We currently support Windows, Linux, and L4T.

after connecting with root privileges, ive passed the previous error, but encountered the following:

[INF] [TRT] [MemUsageChange] Init CUDA: CPU +313, GPU +0, now: CPU 695, GPU 6747 (MiB)

[INF] [TRT] [MemUsageChange] Init builder kernel library: CPU +944, GPU +1112, now: CPU 1682, GPU 7904 (MiB)

[INF] [TRT] ----------------------------------------------------------------

[INF] [TRT] Input filename:   /root/nsight-dl-designer/deconv_bev3_new_head_network_only_fs_cam_only.onnx

[INF] [TRT] ONNX IR version:  0.0.8

[INF] [TRT] Opset version:    17

[INF] [TRT] Producer name:    pytorch

[INF] [TRT] Producer version: 2.4.0

[INF] [TRT] Domain:           

[INF] [TRT] Model version:    0

[INF] [TRT] Doc string:       

[INF] [TRT] ----------------------------------------------------------------

[INF] Building TensorRT engine. This may take some time.

[INF] [TRT] Global timing cache in use. Profiling results in this builder pass will be stored.

[INF] Estimated builder progress: 2.57%...

[INF] Estimated builder progress: 9.49%...

[INF] Estimated builder progress: 13.5%...

[INF] Estimated builder progress: 19%...

[INF] Estimated builder progress: 22.7%...

[INF] Estimated builder progress: 27%...

[INF] Estimated builder progress: 28.6%...

[INF] Estimated builder progress: 34.3%...

[INF] [TRT] Compiler backend is used during engine build.

[INF] Estimated builder progress: 36.2%...

[INF] Estimated builder progress: 40.3%...

[INF] Estimated builder progress: 46.2%...

[INF] Estimated builder progress: 47.1%...

[INF] [TRT] Detected 3 inputs and 2 output network tensors.

[INF] [TRT] Total Host Persistent Memory: 187072 bytes

[INF] [TRT] Total Device Persistent Memory: 0 bytes

[INF] [TRT] Max Scratch Memory: 25165824 bytes

[INF] [TRT] [BlockAssignment] Started assigning block shifts.

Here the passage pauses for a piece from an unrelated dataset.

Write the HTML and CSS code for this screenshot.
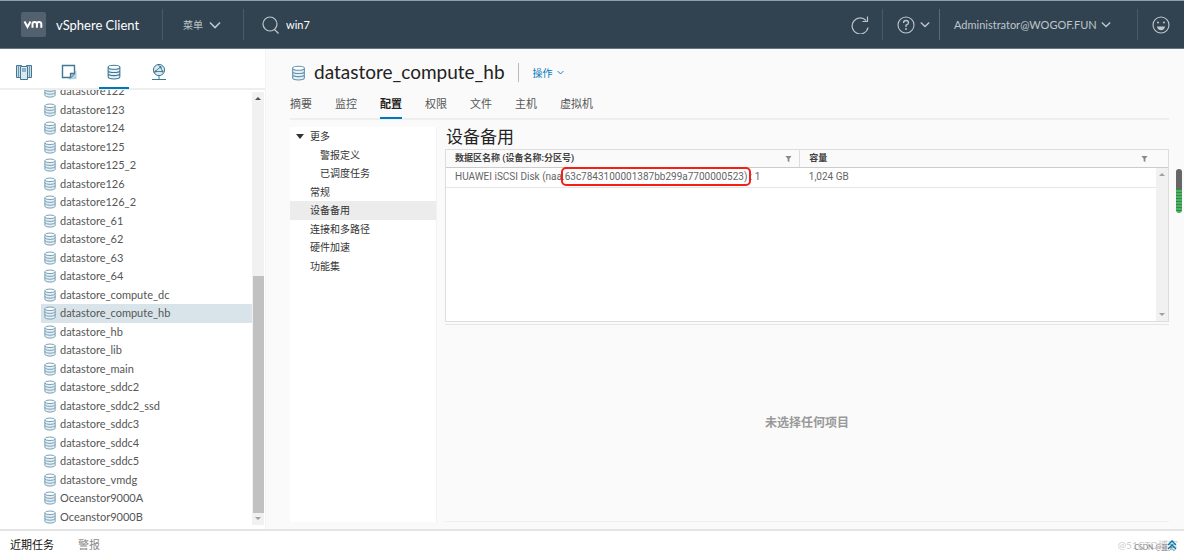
FILE: index.html
```html
<!DOCTYPE html>
<html lang="zh-CN">
<head>
<meta charset="utf-8">
<title>vSphere Client</title>
<link rel="stylesheet" href="styles.css">
</head>
<body>
<svg class="defs" aria-hidden="true">
  <symbol id="db" viewBox="0 0 14 15">
    <path d="M1.5 3v9c0 1.1 2.4 2 5.500 2s5.500-.9 5.500-2V3z" fill="#e6eff4"/>
    <path d="M1.500 3v9c0 1.100 2.400 2 5.500 2s5.500-.9 5.500-2V3M1.500 6c0 1.100 2.400 1.900 5.500 1.900s5.500-.8 5.500-1.900M1.500 9c0 1.100 2.400 1.900 5.500 1.900s5.500-.8 5.500-1.900" fill="none" stroke="currentColor"/>
    <ellipse cx="7" cy="3" rx="5.500" ry="1.900" fill="#fff" stroke="currentColor"/>
  </symbol>
  <symbol id="chev" viewBox="0 0 12 8"><path d="M1 1.500l5 5 5-5" fill="none" stroke="currentColor" stroke-width="1.600"/></symbol>
  <symbol id="funnel" viewBox="0 0 8 8"><path d="M.5 1h7L5 4.200V8L3 7V4.200z" fill="currentColor"/></symbol>
</svg>
<div class="app">
  <header class="topbar">
    <div class="brand"><svg class="logo" viewBox="0 0 25 25"><rect width="25" height="25" rx="2" fill="#52616d"/><path d="M3.500 9.500l3 5.500 3-5.500M11.500 15.800v-3.800q0-2 2.200-2t2.200 2v3.800m0-3.800q0-2 2.200-2t2.200 2v3.800" fill="none" stroke="#fff" stroke-width="2"/></svg><span class="product">vSphere Client</span></div>
    <button class="menu">菜单 <svg class="chev"><use href="#chev"/></svg></button>
    <label class="search"><svg class="glass" viewBox="0 0 18 18"><path d="M12.500 13.500l4 4" stroke="currentColor" stroke-width="1.200"/><circle cx="8" cy="8" r="7" fill="none" stroke="currentColor" stroke-width="1.200"/></svg><input class="query" type="text" value="win7" aria-label="搜索"></label>
    <button class="tool refresh" aria-label="刷新"><svg class="round" viewBox="0 0 18 18"><path d="M17 11.500A8 8 0 1 1 15 4.500M11.500 5.500h5V.5" fill="none" stroke="currentColor" stroke-width="1.200"/></svg></button>
    <button class="tool help" aria-label="帮助"><svg class="round" viewBox="0 0 18 18"><circle cx="9" cy="9" r="8" fill="none" stroke="currentColor" stroke-width="1.100"/><path d="M6.500 7q0-2.500 2.500-2.500T11.500 6.800Q11.500 8.300 9 9.200V11" fill="none" stroke="currentColor" stroke-width="1.300"/><circle cx="9" cy="13" r=".9" fill="currentColor"/></svg><svg class="chev small"><use href="#chev"/></svg></button>
    <button class="tool user"><span>Administrator@WOGOF.FUN</span><svg class="chev small"><use href="#chev"/></svg></button>
    <button class="tool smile" aria-label="反馈"><svg class="round" viewBox="0 0 18 18"><circle cx="9" cy="9" r="8" fill="none" stroke="currentColor" stroke-width="1.100"/><circle cx="6" cy="6.500" r="1" fill="currentColor"/><circle cx="12" cy="6.500" r="1" fill="currentColor"/><path d="M5 10.500h8q-.6 3.800-4 3.800T5 10.500z" fill="currentColor"/></svg></button>
  </header>
  <div class="work">
    <aside class="nav">
      <div class="views">
        <button class="view" aria-label="主机和集群"><svg class="vicon" viewBox="0 0 16 16"><path d="M.5 1.500h5v12h-5zM10.500 1.500h5v12h-5z" fill="#c9dce6" stroke="currentColor"/><path d="M2.500 1.500v12M13.500 1.500v12" stroke="currentColor" stroke-width=".7"/><path d="M4.500 2.500h7v13h-7z" fill="#dce8ee" stroke="currentColor"/><path d="M6 5h4M6 7h4" stroke="currentColor"/></svg></button>
        <button class="view" aria-label="虚拟机和模板"><svg class="vicon" viewBox="0 0 16 16"><path d="M7 15.500L15.500 15V6" fill="#b9d0dc"/><path d="M1.500 1.500h12v8l-4 4h-8z" fill="#fff" stroke="currentColor" stroke-width="1.400"/><path d="M13.500 9.500h-4v4" fill="#b9d0dc" stroke="currentColor" stroke-width="1.300"/></svg></button>
        <button class="view active" aria-label="存储"><svg class="vicon"><use href="#db"/></svg></button>
        <button class="view" aria-label="网络"><svg class="vicon" viewBox="0 0 16 16"><circle cx="8" cy="6" r="5.600" fill="#dce8ee" stroke="currentColor"/><path d="M4 7.500L9.500 3l2 4.500zM9.500 3L7 .8M4 7.500L3 9" fill="none" stroke="currentColor" stroke-width=".9"/><circle cx="4.500" cy="7.500" r="1.100" fill="currentColor"/><circle cx="9.500" cy="3.200" r="1.100" fill="currentColor"/><circle cx="11.500" cy="7.500" r="1.100" fill="currentColor"/><path d="M8 11.500v4M1 15.500h14" stroke="currentColor"/></svg></button>
      </div>
      <div class="treewrap">
        <ul class="tree">
          <li><svg class="ds"><use href="#db"/></svg>datastore122</li>
          <li><svg class="ds"><use href="#db"/></svg>datastore123</li>
          <li><svg class="ds"><use href="#db"/></svg>datastore124</li>
          <li><svg class="ds"><use href="#db"/></svg>datastore125</li>
          <li><svg class="ds"><use href="#db"/></svg>datastore125_2</li>
          <li><svg class="ds"><use href="#db"/></svg>datastore126</li>
          <li><svg class="ds"><use href="#db"/></svg>datastore126_2</li>
          <li><svg class="ds"><use href="#db"/></svg>datastore_61</li>
          <li><svg class="ds"><use href="#db"/></svg>datastore_62</li>
          <li><svg class="ds"><use href="#db"/></svg>datastore_63</li>
          <li><svg class="ds"><use href="#db"/></svg>datastore_64</li>
          <li><svg class="ds"><use href="#db"/></svg>datastore_compute_dc</li>
          <li class="selected"><svg class="ds"><use href="#db"/></svg>datastore_compute_hb</li>
          <li><svg class="ds"><use href="#db"/></svg>datastore_hb</li>
          <li><svg class="ds"><use href="#db"/></svg>datastore_lib</li>
          <li><svg class="ds"><use href="#db"/></svg>datastore_main</li>
          <li><svg class="ds"><use href="#db"/></svg>datastore_sddc2</li>
          <li><svg class="ds"><use href="#db"/></svg>datastore_sddc2_ssd</li>
          <li><svg class="ds"><use href="#db"/></svg>datastore_sddc3</li>
          <li><svg class="ds"><use href="#db"/></svg>datastore_sddc4</li>
          <li><svg class="ds"><use href="#db"/></svg>datastore_sddc5</li>
          <li><svg class="ds"><use href="#db"/></svg>datastore_vmdg</li>
          <li><svg class="ds"><use href="#db"/></svg>Oceanstor9000A</li>
          <li><svg class="ds"><use href="#db"/></svg>Oceanstor9000B</li>
        </ul>
        <div class="scroll"><i class="up dark"></i><b class="thumb"></b><i class="down"></i></div>
      </div>
    </aside>
    <main class="main">
      <div class="heading"><svg class="hicon"><use href="#db"/></svg><h1>datastore_compute_hb</h1><button class="actions">操作 <svg class="chev tiny"><use href="#chev"/></svg></button></div>
      <nav class="tabs"><a href="#">摘要</a><a href="#">监控</a><a href="#" class="on">配置</a><a href="#">权限</a><a href="#">文件</a><a href="#">主机</a><a href="#">虚拟机</a></nav>
      <div class="config">
        <nav class="side">
          <ul class="sidelist">
            <li><i class="caret"></i><a href="#">更多</a></li>
            <li class="sub"><a href="#">警报定义</a></li>
            <li class="sub"><a href="#">已调度任务</a></li>
            <li><a href="#">常规</a></li>
            <li class="current"><a href="#">设备备用</a></li>
            <li><a href="#">连接和多路径</a></li>
            <li><a href="#">硬件加速</a></li>
            <li><a href="#">功能集</a></li>
          </ul>
        </nav>
        <section class="detail">
          <h2>设备备用</h2>
          <div class="grid">
            <table>
              <thead><tr><th class="name"><div class="cell">数据区名称 (设备名称:分区号)<svg class="funnel"><use href="#funnel"/></svg></div></th><th><div class="cell last">容量<svg class="funnel"><use href="#funnel"/></svg></div></th></tr></thead>
              <tbody><tr><td>HUAWEI iSCSI Disk (naa.<span class="mark">63c7843100001387bb299a7700000523)</span> : 1</td><td>1,024 GB</td></tr></tbody>
            </table>
            <div class="gridbody"><div class="scroll wide"><i class="up"></i><i class="down"></i></div></div>
          </div>
          <div class="empty">未选择任何项目</div>
        </section>
      </div>
      <span class="meter"></span>
    </main>
  </div>
  <footer class="foot">
    <button class="task on">近期任务</button><button class="task">警报</button>
    <span class="blog">@51CTO博客</span><span class="csdn">CSDN @蓝天</span>
    <button class="expand" aria-label="展开"><svg viewBox="0 0 10 10"><path d="M1 5l4-4 4 4M1 9l4-4 4 4" fill="none" stroke="#0079b8" stroke-width="1.400"/></svg></button>
  </footer>
</div>
</body>
</html>
```
FILE: styles.css
```css
* { box-sizing: border-box; }
body {
  margin: 0;
  font: 11px/16px Lato, "Noto Sans CJK SC", sans-serif;
  color: #565656;
  background: #fafafa;
}
ul { list-style: none; margin: 0; padding: 0; }
button { font: inherit; color: inherit; background: none; border: 0; padding: 0; display: flex; align-items: center; }
a { color: inherit; text-decoration: none; }
.defs { position: absolute; width: 0; height: 0; }
.app { height: 100vh; display: flex; flex-direction: column; overflow: hidden; }

.topbar { height: 49px; flex: none; display: flex; align-items: center; background: #314351; color: #bfc6cb; border-top: 1px solid #90a0ab; border-bottom: 1px solid #667682; }
.brand { display: flex; align-items: center; gap: 10px; padding-left: 21px; width: 162px; }
.logo { width: 25px; height: 25px; }
.product { font-size: 13px; color: #fff; white-space: nowrap; }
.menu { height: 31px; width: 81px; padding-left: 20px; gap: 6px; font-size: 10px; border-left: 1px solid #495965; }
.chev { width: 12px; height: 8px; flex: none; }
.chev.small { width: 10px; height: 7px; }
.chev.tiny { width: 7px; height: 5px; }
.search { height: 31px; display: flex; align-items: center; gap: 6px; flex: 1; border-left: 1px solid #495965; padding-left: 18px; }
.glass { width: 18px; height: 18px; }
.query { font: inherit; color: #fff; background: none; border: 0; outline: 0; padding: 0; width: 160px; }
.round { width: 18px; height: 18px; flex: none; }
.tool { height: 31px; flex: none; }
.refresh { width: 31px; }
.help { width: 57px; padding-left: 14px; gap: 5px; border-left: 1px solid #495965; }
.user { width: 198px; padding-left: 14px; gap: 4px; border-left: 1px solid #5b6a75; }
.smile { width: 47px; padding-left: 14px; border-left: 1px solid #495965; }

.work { flex: 1; min-height: 0; display: flex; }
.nav { width: 266px; flex: none; background: #fff; border-right: 1px solid #f3f3f3; display: flex; flex-direction: column; }
.views { height: 41px; flex: none; display: flex; gap: 15px; padding-left: 9px; border-bottom: 2px solid #eee; }
.view { width: 30px; height: 40px; justify-content: center; padding-top: 8px; border-bottom: 2px solid transparent; color: #3e7896; }
.view.active { border-bottom-color: #0079b8; }
.vicon { width: 16px; height: 16px; }
.treewrap { flex: 1; min-height: 0; display: flex; overflow: hidden; }
.tree { flex: 1; margin-top: -8px; margin-left: 41px; margin-bottom: 3px; display: grid; grid-auto-rows: 1fr; }
.tree li { display: flex; align-items: center; gap: 3px; padding-left: 2px; min-height: 0; line-height: 18px; }
.tree .selected { background: #d9e4ea; }
.ds { width: 14px; height: 14px; color: #6f9bb3; }
.scroll { width: 12px; margin: 2px 1px 4px 0; background: #f1f1f1; display: flex; flex-direction: column; align-items: center; justify-content: space-between; padding: 5px 0; }
.up, .down { border: 3px solid transparent; width: 0; height: 0; }
.up { border-top: 0; border-bottom-color: #a0a0a0; }
.up.dark { border-bottom-color: #505050; }
.down { border-bottom: 0; border-top-color: #a0a0a0; }
.thumb { width: 11px; height: 56%; margin-top: auto; margin-bottom: 4px; background: #c1c1c1; }

.main { flex: 1; min-width: 0; padding: 8px 15px 7px 24px; display: flex; flex-direction: column; position: relative; }
.heading { height: 31px; display: flex; align-items: center; padding-left: 1px; }
.hicon { width: 15px; height: 16px; color: #5f93ae; }
h1 { margin: 0 13px 0 8px; padding-bottom: 2px; font-size: 19px; line-height: 24px; font-weight: 400; color: #222; }
.actions { height: 19px; border-left: 1px solid #bbb; padding-left: 14px; gap: 4px; font-size: 10px; color: #0079b8; }
.tabs { display: flex; gap: 23px; height: 32px; border-bottom: 2px solid #eee; }
.tabs a { padding-top: 8px; line-height: 16px; height: 31px; }
.tabs .on { color: #222; font-weight: 700; border-bottom: 2px solid #0079b8; }
.config { flex: 1; min-height: 0; display: flex; gap: 8px; padding-top: 7px; }
.side { width: 147px; flex: none; background: #fff; border-right: 1px solid #f2f2f2; font-size: 10px; color: #333; }
.sidelist { display: grid; grid-auto-rows: 1fr; height: 148px; }
.sidelist li { display: flex; align-items: center; padding-left: 20px; position: relative; }
.sidelist .sub { padding-left: 30px; }
.sidelist .current { background: #ececec; }
.caret { position: absolute; left: 6px; border: 4px solid transparent; border-top: 5px solid #333; border-bottom: 0; }

.detail { flex: 1; min-width: 0; display: flex; flex-direction: column; }
h2 { margin: 0; padding: 0 0 2px 1px; font-size: 17px; line-height: 20px; font-weight: 400; color: #222; }
.grid { height: 173px; flex: none; display: flex; flex-direction: column; border: 1px solid #ddd; background: #fff; position: relative; }
table { width: 100%; border-collapse: collapse; table-layout: fixed; font-family: Roboto, "Noto Sans CJK SC", sans-serif; font-size: 10px; }
th { height: 17px; padding: 0; background: #fafafa; border-bottom: 1px solid #ccc; color: #444; text-align: left; font-size: 9px; }
.name { width: 49%; border-right: 1px solid #ddd; }
.cell { display: flex; align-items: center; justify-content: space-between; line-height: 16px; padding: 0 7px 0 9px; }
.cell.last { padding-right: 20px; }
.funnel { width: 7px; height: 7px; color: #888; }
td { height: 20px; padding: 0 9px; border-bottom: 1px solid #e6e6e6; white-space: nowrap; line-height: 16px; color: #666; }
.mark { outline: 2px solid #f51f16; outline-offset: 2px; border-radius: 1px; }
.gridbody { flex: 1; }
.scroll.wide { position: absolute; top: 18px; right: 0; bottom: 0; margin: 0; }
.empty { flex: 1; margin-top: 2px; border-top: 1px solid #e6e6e6; border-bottom: 1px solid #f0f0f0; display: flex; align-items: center; justify-content: center; font-size: 12px; font-weight: 700; color: #999; }
.meter { position: absolute; right: 2px; top: 120px; width: 6px; height: 44px; border-radius: 3px; background: linear-gradient(#666 20px, transparent 20px), repeating-linear-gradient(#3fb95c 0 2px, #50795a 2px 3px); }

.foot { height: 27px; flex: none; display: flex; align-items: center; gap: 24px; padding: 2px 10px 0; background: #fff; border-top: 2px solid #e4e4e4; position: relative; }
.task { color: #888; }
.task.on { color: #111; }
.blog, .csdn { position: absolute; white-space: nowrap; }
.blog { right: 6px; top: 6px; font-size: 10px; color: #ccc; }
.csdn { right: 9px; top: 8px; font-size: 7px; color: #888; }
.expand { margin-left: auto; margin-right: -3px; position: relative; }
.expand svg { width: 10px; height: 10px; }
```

This will take 47 steps to complete.

[INF] [TRT] [BlockAssignment] Algorithm ShiftNTopDown took 1.07386ms to assign 5 blocks to 47 nodes requiring 106315776 bytes.

[INF] [TRT] Total Activation Memory: 106315776 bytes

[INF] [TRT] Total Weights Memory: 52303900 bytes

[INF] [TRT] Compiler backend is used during engine execution.

[INF] [TRT] Engine generation completed in 30.9241 seconds.

[INF] [TRT] [MemUsageStats] Peak memory usage of TRT CPU/GPU memory allocators: CPU 9 MiB, GPU 128 MiB

[INF] [TRT] [MemUsageStats] Peak memory usage during Engine building and serialization: CPU: 2074 MiB

[INF] TensorRT engine build complete.

[INF] [TRT] Serialized 27 bytes of code generator cache.

[INF] [TRT] Serialized 50298 bytes of compilation cache.

[INF] [TRT] Serialized 328 timing cache entries

[WRN] The timing cache could not be saved.

[INF] Exception text: /root/.config/NVIDIA Corporation/NVIDIA Nsight Deep Learning Designer/timing_cache.10.5.0.9.bin: No such file or directory

[INF] [TRT] Loaded engine size: 50 MiB

[INF] [TRT] [MS] Running engine with multi stream info

[INF] [TRT] [MS] Number of aux streams is 3

[INF] [TRT] [MS] Number of total worker streams is 4

[INF] [TRT] [MS] The main stream provided by execute/enqueue calls is the first worker stream

[INF] [TRT] [MemUsageChange] TensorRT-managed allocation in IExecutionContext creation: CPU +0, GPU +102, now: CPU 0, GPU 151 (MiB)

[WRN] DL Designer does not implement clock controls on this platform.

[INF] Beginning 10 whole-network measurement passes.

[INF] Completed all whole-network measurement passes.

[INF] Beginning 10 per-layer measurement passes.

[INF] Completed all per-layer measurement passes.

[ERR] Primary GPU sampling range should have remained open.

Launched application returned 1 (0x1).
Retrieving /root/nsight-dl-designer/trtreport.nv-dld-report to /home/yz9qvs/projects/deconv_bev3_new_head_network_only_fs_cam_only/nvidia_x86/trt/fp16_no_custom_io/deconv_bev3_new_head_network_only_fs_cam_only-TRT.nv-dld-report
Failed to retrieve /root/nsight-dl-designer/trtreport.nv-dld-report
Failed to retrieve files.
Profiler encountered an error during execution.

Sorry for the confusion. The L4T we officially support is the Jetson system. We have not validated NDLD on the DRIVE systems, but we will look into the specific profiler error: “[ERR] Primary GPU sampling range should have remained open.”

Thank you for the feedback and it is much appreciated.